Real Estate

Property developer Times China faces winding-up petition filed by Hang Seng Bank in a Hong Kong court


Hong Kong’s Hang Seng Bank has filed a winding-up petition against debt-laden developer Times China Holdings for financial obligations amounting US$266 million, sending share prices of the defaulted company plummeting.
The winding-up petition was filed by Hang Seng Bank, HSBC’s subsidiary, in Hong Kong’s High Court. It comes on the heels of a liquidation suit brought last week by China Construction Bank, the country’s second-largest lender, against another troubled property developer, Shimao Group Holdings, in connection with financial obligations amounting to around HK$1.58 billion (US$201.8 million).

Times China’s shares fell 49 per cent following the announcement. The petition emerges after the company reported poor sales with China’s housing market continuing its downward spiral despite policy measures aimed at boosting the sector.

Founded in 1999, the Guangdong-based Times China reported its contracted sales for the three months ended March 31, 2024 fell 72 per cent to 1.53 billion yuan, from a year ago.

The High Court has set the first hearing date on July 3.

A light show organised to celebrate Times China’s 20th anniversary.
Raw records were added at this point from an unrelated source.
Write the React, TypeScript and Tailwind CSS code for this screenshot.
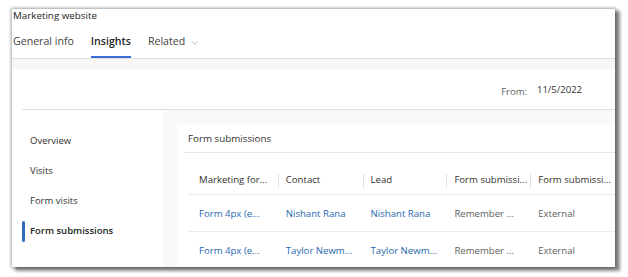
import { ChevronDown } from 'lucide-react'

const font = { fontFamily: '"Open Sans", "Noto Sans", sans-serif' }

const navItems = ['Overview', 'Visits', 'Form visits', 'Form submissions']

const columns = ['Marketing for...', 'Contact', 'Lead', 'Form submissi...', 'Form submissi...']
const colWidths = ['w-[92px] pl-[11px]', 'w-[86px] pl-[7px]', 'w-[85px] pl-[7px]', 'w-[85px] pl-[7px]', 'w-[85px] pl-[7px]']

const rows = [
  ['Form 4px (e...', 'Nishant Rana', 'Nishant Rana', 'Remember ...', 'External'],
  ['Form 4px (e...', 'Taylor Newm...', 'Taylor Newm...', 'Remember ...', 'External'],
]

export default function App() {
  return (
    <div className="w-[628px] h-[277px] bg-white overflow-hidden pt-[9px] pl-[12px]" style={font}>
      <div className="w-[603px] h-[258px] bg-white flex flex-col overflow-hidden shadow-[0_0_3px_1px_rgba(0,0,0,0.35),4px_3px_3px_1px_rgba(0,0,0,0.45)]">
        {/* Header */}
        <div className="h-[14px] shrink-0 pl-[1px] text-[9.8px] leading-[14px] text-[#242424]">Marketing website</div>

        {/* Tabs */}
        <div className="h-[36px] shrink-0 flex items-end gap-[17px] pl-[1px] text-[10.6px] text-[#424242] border-b border-[#e1dfdd]">
          <div className="h-[24px] flex items-start">General info</div>
          <div className="h-[24px] flex items-start font-semibold text-[#242424] border-b-2 border-[#3b6fd6]">Insights</div>
          <div className="h-[24px] flex items-start gap-[5px]">
            Related
            <ChevronDown className="w-[10px] h-[10px] mt-[4px] text-[#8a8886]" strokeWidth={1.5} />
          </div>
        </div>
        <div className="h-[10px] bg-[#f7f6f5] shrink-0" />

        {/* From */}
        <div className="h-[41px] shrink-0 flex items-center justify-end pr-[33px] gap-[10px] text-[#605e5c] border-b border-[#e1dfdd] ml-[10px]">
          <span className="text-[9.5px] mt-[6px]">From:</span>
          <span className="text-[9.5px] text-[#323130] mt-[3px]">11/5/2022</span>
        </div>

        {/* Body */}
        <div className="flex-1 flex min-h-0">
          <nav className="w-[151px] shrink-0 pt-[16px] pl-[10px]">
            {navItems.map((item) => {
              const active = item === 'Form submissions'
              return (
                <div key={item} className="h-[30px] flex items-center">
                  <div className={`w-[3px] h-[21px] rounded-sm ${active ? 'bg-[#2f6bb8]' : 'bg-transparent'}`} />
                  <span className={`ml-[5px] text-[9.5px] ${active ? 'font-semibold text-[#201f1e]' : 'text-[#323130]'}`}>{item}</span>
                </div>
              )
            })}
          </nav>

          <div className="flex-1 bg-[#faf9f8] pt-[14px] pl-[14px] min-w-0">
            <div className="bg-white h-full">
              <div className="h-[28px] flex items-center pl-[11px] pt-[2px] text-[9.8px] text-[#323130]">Form submissions</div>
              <div className="h-px bg-[#e8e6e4] ml-[7px]" />

              <div className="ml-[11px]">
                <div className="h-[42px] pt-[14px] flex border-b border-[#edebe9]">
                  {columns.map((col, i) => (
                    <div key={i} className={`flex items-center ${colWidths[i]}`}>
                      <span className="text-[9.6px] text-[#323130] whitespace-nowrap">{col}</span>
                      {i < columns.length - 1 && <div className="ml-auto w-px h-[14px] bg-[#e1dfdd]" />}
                    </div>
                  ))}
                </div>
                {rows.map((row, r) => (
                  <div key={r} className={`h-[37px] flex ${r === 0 ? 'border-b border-[#edebe9]' : ''}`}>
                    {row.map((cell, i) => (
                      <div
                        key={i}
                        className={`flex items-center pt-[2px] text-[9.6px] whitespace-nowrap ${colWidths[i]} ${i < 3 ? 'text-[#1f67b0]' : 'text-[#605e5c]'}`}
                      >
                        {cell}
                      </div>
                    ))}
                  </div>
                ))}
              </div>
            </div>
          </div>
        </div>
      </div>
    </div>
  )
}
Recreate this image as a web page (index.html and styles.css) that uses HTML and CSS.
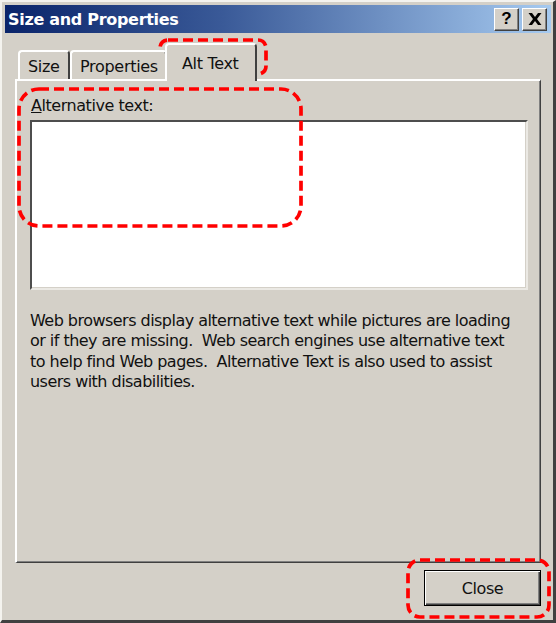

Photo: Weibo

Time China said it will seek legal measures to “resolutely oppose the petition”, and will consider “if it is necessary to apply to the High Court for a validation order at a later stage after taking into account the status of the petition and the progress of its offshore restructuring”, in a statement to the stock exchange.

“The company intends to continue to proactively communicate and work with its offshore creditors on the restructuring plan, with the objective of announcing terms to the market as soon as practicable,” according to the statement. It will also negotiate with the petitioner on an amicable resolution as soon as possible, Times China said.

Embattled Shimao faces rare winding-up petition from Chinese state-owned bank

The Shanghai-based developer Shimao said it will “vigorously” oppose the winding-up petition, which it said “does not represent collective interests of the company’s offshore creditors and other stake holders”, and pledged to restructure its offshore debt, it said in a filing to the Hong Kong stock exchange.

Last month, Shimao said late last month that it was seeking to restructure US$11.7 billion worth of offshore debt in its latest efforts to avoid liquidation.
The pressure to liquidate is another challenge for China’s embattled property developers. Country Garden, for example, received a winding-up petition in February for failing to pay back loans worth over US$200 million. The Foshan, Guangdong-based developer downplayed the possibility of liquidation in a statement last month.

Evergrande Group, the world’s most indebted developer, was ordered by a court in Hong Kong to liquidate in late January.

Chinese authorities have been rolling out piecemeal measures to offer property developers a financial lifeline by injecting liquidity into the sector in an attempt to shore up confidence.

But home prices fell for the 10th month in March, suggesting the supporting measures have failed to lift buyer confidence and boost the market as expected.

Prices of new homes in 70 medium and large cities fell 0.3 per cent from a month earlier, following a similar 0.4 per cent setback in February, according to data released by the statistics bureau. It fell at an annual rate of 2.7 per cent in March, versus 1.9 per cent of the annual rate in February.